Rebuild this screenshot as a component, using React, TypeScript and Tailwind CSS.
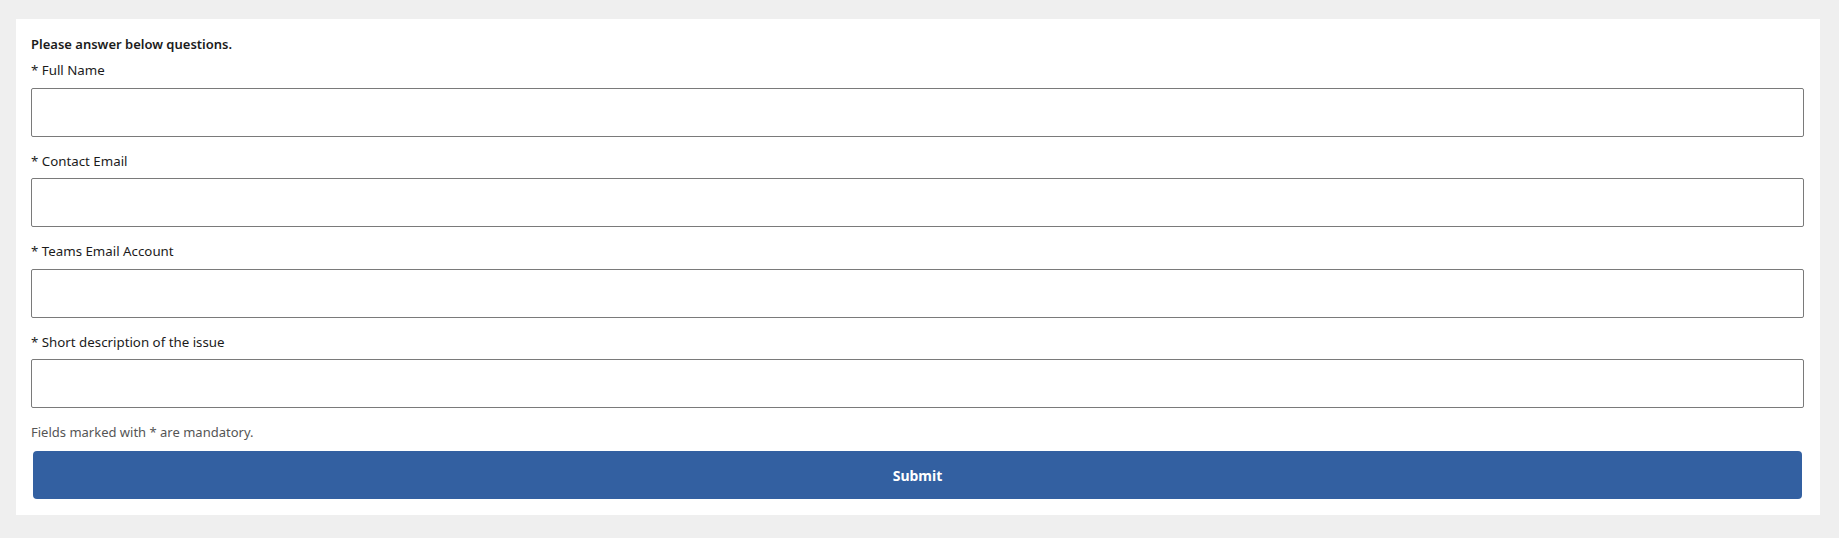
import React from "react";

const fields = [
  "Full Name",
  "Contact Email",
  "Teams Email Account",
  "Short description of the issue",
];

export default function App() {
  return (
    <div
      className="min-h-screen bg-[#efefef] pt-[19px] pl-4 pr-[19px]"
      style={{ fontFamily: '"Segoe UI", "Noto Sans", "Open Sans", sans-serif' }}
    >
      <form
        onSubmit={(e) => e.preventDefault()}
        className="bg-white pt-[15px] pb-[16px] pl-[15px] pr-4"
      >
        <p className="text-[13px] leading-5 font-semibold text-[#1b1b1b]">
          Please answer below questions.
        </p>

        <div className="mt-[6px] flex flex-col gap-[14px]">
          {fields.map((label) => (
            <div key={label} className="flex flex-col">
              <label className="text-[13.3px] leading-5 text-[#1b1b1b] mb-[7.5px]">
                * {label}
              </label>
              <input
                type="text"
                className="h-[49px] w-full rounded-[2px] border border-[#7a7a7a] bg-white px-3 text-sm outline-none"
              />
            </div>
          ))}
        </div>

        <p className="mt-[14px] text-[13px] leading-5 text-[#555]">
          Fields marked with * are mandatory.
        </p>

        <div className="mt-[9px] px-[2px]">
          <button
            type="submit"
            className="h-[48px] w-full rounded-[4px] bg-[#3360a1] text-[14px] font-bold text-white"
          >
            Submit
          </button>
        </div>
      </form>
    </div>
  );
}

-=-=-

**EXERCISE REQUIREMENTS**: Working from the material above, transcribe it exactly while omitting pictures.

**RESULT OF THIS TASK**:
Rebuild this screenshot as a component, using React, TypeScript and Tailwind CSS.
import React from "react";

const fields = [
  "Full Name",
  "Contact Email",
  "Teams Email Account",
  "Short description of the issue",
];

export default function App() {
  return (
    <div
      className="min-h-screen bg-[#efefef] pt-[19px] pl-4 pr-[19px]"
      style={{ fontFamily: '"Segoe UI", "Noto Sans", "Open Sans", sans-serif' }}
    >
      <form
        onSubmit={(e) => e.preventDefault()}
        className="bg-white pt-[15px] pb-[16px] pl-[15px] pr-4"
      >
        <p className="text-[13px] leading-5 font-semibold text-[#1b1b1b]">
          Please answer below questions.
        </p>

        <div className="mt-[6px] flex flex-col gap-[14px]">
          {fields.map((label) => (
            <div key={label} className="flex flex-col">
              <label className="text-[13.3px] leading-5 text-[#1b1b1b] mb-[7.5px]">
                * {label}
              </label>
              <input
                type="text"
                className="h-[49px] w-full rounded-[2px] border border-[#7a7a7a] bg-white px-3 text-sm outline-none"
              />
            </div>
          ))}
        </div>

        <p className="mt-[14px] text-[13px] leading-5 text-[#555]">
          Fields marked with * are mandatory.
        </p>

        <div className="mt-[9px] px-[2px]">
          <button
            type="submit"
            className="h-[48px] w-full rounded-[4px] bg-[#3360a1] text-[14px] font-bold text-white"
          >
            Submit
          </button>
        </div>
      </form>
    </div>
  );
}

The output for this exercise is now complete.